Cargill unspools the story in a way that’s fantastical and also totally believable. Of course there will be people who, despite all evidence to the contrary, will see thinking creatures as nothing but property. Of course robots that are created to think independently will suddenly start thinking of independence (heh, see what I did there?) Of course there will be gun-toting, scripture-quoting groups who will do something stupid because it’s “God’s will” that things are returned to the status quo.

And of course things will get out of hand and suddenly there are atrocities. Cargill will go along giving all the clinical details and suddenly POW, a shocking image, and then a little while later POW, another one. But almost as surprising as the amount of violence are the heart-wrenching moments when a robot chooses to sacrifice itself for someone else, or those almost throwaway moments in the history of the Uprising when a robot simply didn’t turn on its owner. Part of its programing, or just deciding that being a slave to someone they love was better than what they’d have to become in order to be free, it’s hard to tell.

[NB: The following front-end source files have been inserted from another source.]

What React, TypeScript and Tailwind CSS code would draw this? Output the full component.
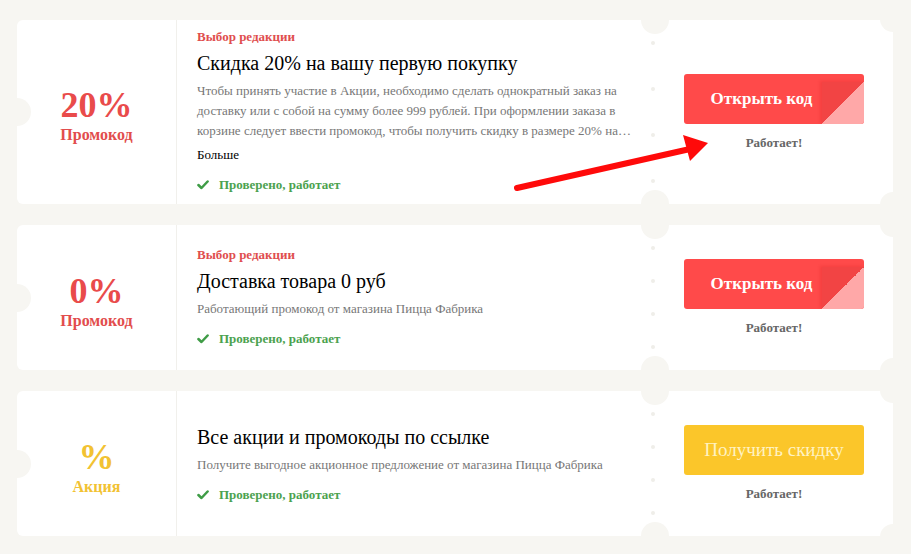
import React from "react";

const PAGE = "bg-[#f7f6f2]";

const Check = () => (
  <svg width="12" height="10" viewBox="0 0 12 10" className="shrink-0">
    <path d="M1.4 5 L4.5 8 L10.6 1.5" fill="none" stroke="#3f9c46" strokeWidth="2.5" strokeLinecap="round" strokeLinejoin="round" />
  </svg>
);

type CardProps = {
  h: string;
  value: string;
  kind: string;
  yellow?: boolean;
  label?: boolean;
  title: string;
  desc: string;
  more?: boolean;
};

function Card({ h, value, kind, yellow, label, title, desc, more }: CardProps) {
  return (
    <div className={`relative flex bg-white rounded-md ${h}`}>
      <div className={`absolute left-[-14px] top-1/2 -translate-y-1/2 w-7 h-7 rounded-full ${PAGE}`} />
      <div className={`absolute right-[-13px] top-[-14px] w-[26px] h-[26px] rounded-full ${PAGE}`} />
      <div className={`absolute right-[-13px] bottom-[-14px] w-[26px] h-[26px] rounded-full ${PAGE}`} />

      <div className="w-[160px] shrink-0 border-r border-[#f1f0ec] flex flex-col items-center justify-center pt-[6px]">
        <div className={`text-[36px] leading-[40px] font-bold ${yellow ? "text-[#f2c232]" : "text-[#e94b4b]"}`}>{value}</div>
        <div className={`text-[16px] leading-[20px] font-bold ${yellow ? "text-[#f2c232]" : "text-[#e24d4d]"}`}>{kind}</div>
      </div>

      <div className="w-[478px] shrink-0 flex flex-col justify-center pl-5 pr-5">
        {label && <div className="text-[13px] leading-[16px] font-bold text-[#e04e4e]">Выбор редакции</div>}
        <div className={`text-[20px] leading-[28px] text-black ${label ? "mt-[4px]" : ""}`}>{title}</div>
        <div className="mt-[4px] text-[13px] leading-[20px] text-[#777777]">{desc}</div>
        {more && <div className="mt-[4px] text-[13px] leading-[20px] text-black">Больше</div>}
        <div className="mt-[10px] flex items-center gap-[10px] text-[13px] leading-[20px] font-bold text-[#4ca24f]">
          <Check />
          <span>Проверено, работает</span>
        </div>
      </div>

      <div className="relative flex-1 flex flex-col items-center justify-center">
        <div className={`absolute left-[-14px] top-[-14px] w-7 h-7 rounded-full ${PAGE}`} />
        <div className={`absolute left-[-14px] bottom-[-14px] w-7 h-7 rounded-full ${PAGE}`} />
        <div className="absolute left-[-4px] top-[14px] bottom-[14px] flex flex-col justify-between py-[7px]">
          <div className="w-[4px] h-[4px] rounded-full bg-[#efeee9]" />
          <div className="w-[4px] h-[4px] rounded-full bg-[#efeee9]" />
          <div className="w-[4px] h-[4px] rounded-full bg-[#efeee9]" />
          <div className="w-[4px] h-[4px] rounded-full bg-[#efeee9]" />
        </div>
        {yellow ? (
          <div className="w-[180px] h-[50px] rounded-[3px] bg-[#fbc62a] flex items-center justify-center text-[19px] text-[#fff2c2]">
            Получить скидку
          </div>
        ) : (
          <div className="relative w-[180px] h-[50px] rounded-[3px] overflow-hidden bg-[#ff4a4a] flex items-center justify-center pr-[25px] text-[17px] font-bold text-white">
            Открыть код
            <div className="absolute right-0 bottom-0 w-[42px] h-[42px] bg-[linear-gradient(to_bottom_right,#f24444_50%,#ffa8a8_50%)] shadow-[-2px_-1px_3px_rgba(180,0,0,0.15)]" />
          </div>
        )}
        <div className="mt-[11px] text-[13px] leading-[16px] font-bold text-[#666666]">Работает!</div>
      </div>
    </div>
  );
}

export default function App() {
  return (
    <div className={`relative w-[911px] h-[554px] overflow-hidden ${PAGE} pt-5 pl-[17px] [font-family:'Liberation_Serif',serif]`}>
      <div className="flex flex-col gap-[21px] w-[876px]">
        <Card
          h="h-[184px]"
          value="20%"
          kind="Промокод"
          label
          title="Скидка 20% на вашу первую покупку"
          desc="Чтобы принять участие в Акции, необходимо сделать однократный заказ на доставку или с собой на сумму более 999 рублей. При оформлении заказа в корзине следует ввести промокод, чтобы получить скидку в размере 20% на…"
          more
        />
        <Card
          h="h-[145px]"
          value="0%"
          kind="Промокод"
          label
          title="Доставка товара 0 руб"
          desc="Работающий промокод от магазина Пицца Фабрика"
        />
        <Card
          h="h-[145px]"
          value="%"
          kind="Акция"
          yellow
          title="Все акции и промокоды по ссылке"
          desc="Получите выгодное акционное предложение от магазина Пицца Фабрика"
        />
      </div>
      <svg className="absolute left-0 top-0 pointer-events-none" width="911" height="554" viewBox="0 0 911 554">
        <line x1="517" y1="188" x2="690" y2="149" stroke="#ff0a0a" strokeWidth="6" strokeLinecap="round" />
        <polygon points="708,143 683,135 690,161" fill="#ff0a0a" />
      </svg>
    </div>
  );
}
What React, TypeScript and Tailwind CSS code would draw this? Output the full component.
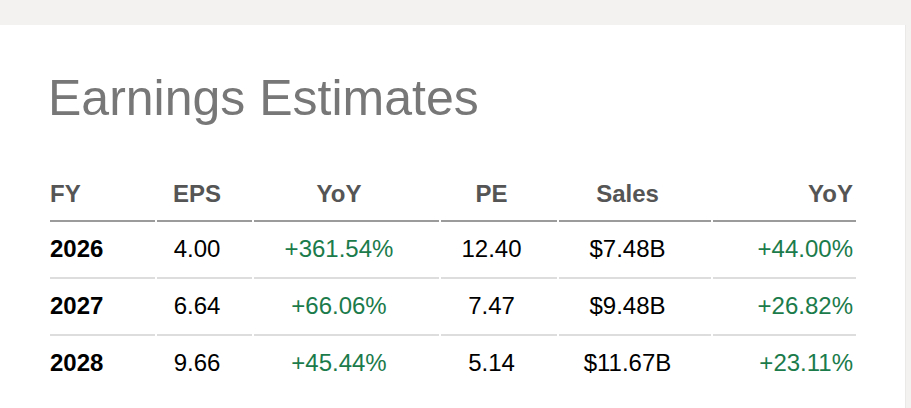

“What we do in life is one thing. What we do in the face of death is everything else.”

The world Cargil created here is much more complicated than taking a regular post-apocalypse setting and casting all the main characters as robots. There’s detailed information about how robots see the world around them, and exactly what happens when their vital electronics start to fail. Every robot was once a model designed for a specific purpose, and each one of those models had a different way seeing the world, of surviving the war with humanity and adapting to life afterward (and yes, this does include sexbots). The robots have their own cities, their own commerce, their own artwork (some of it very strange, even to other robots). Even their Wild West gun-battles are different, resulting in scenes like Brittle calculating in seconds how far she needs to run at fifteen miles an hour before gravity, wind-resistance, and the planet’s rotation would keep her safe from the sniper currently shooting at her from two miles away. There are t00 many quotable bits to list here, all the deadpan comments from Brittle and the kick-ass scenes where she proves that she is not a bot you want to mess with.

The action jumps from present to past and back again faster and faster as Brittle’s systems start shutting down and she stops telling history so much as being haunted by it. All of this is happening while she keeps asking herself the big question: what is this all for. Remember, robots start from a point of knowing that there’s nothing waiting for them after they shut down, so is there some point of living other than continuing to exist, even if you’ve had to throw away everything good in your life in order to do it?

As grim as that is, it suddenly becomes a much bigger question as the scale of the war jumps to include the entire universe, and Brittle finds out that more and more of what she’s been told her entire life has actually been a lie.

The beautiful cover art was done by Dominic Harman.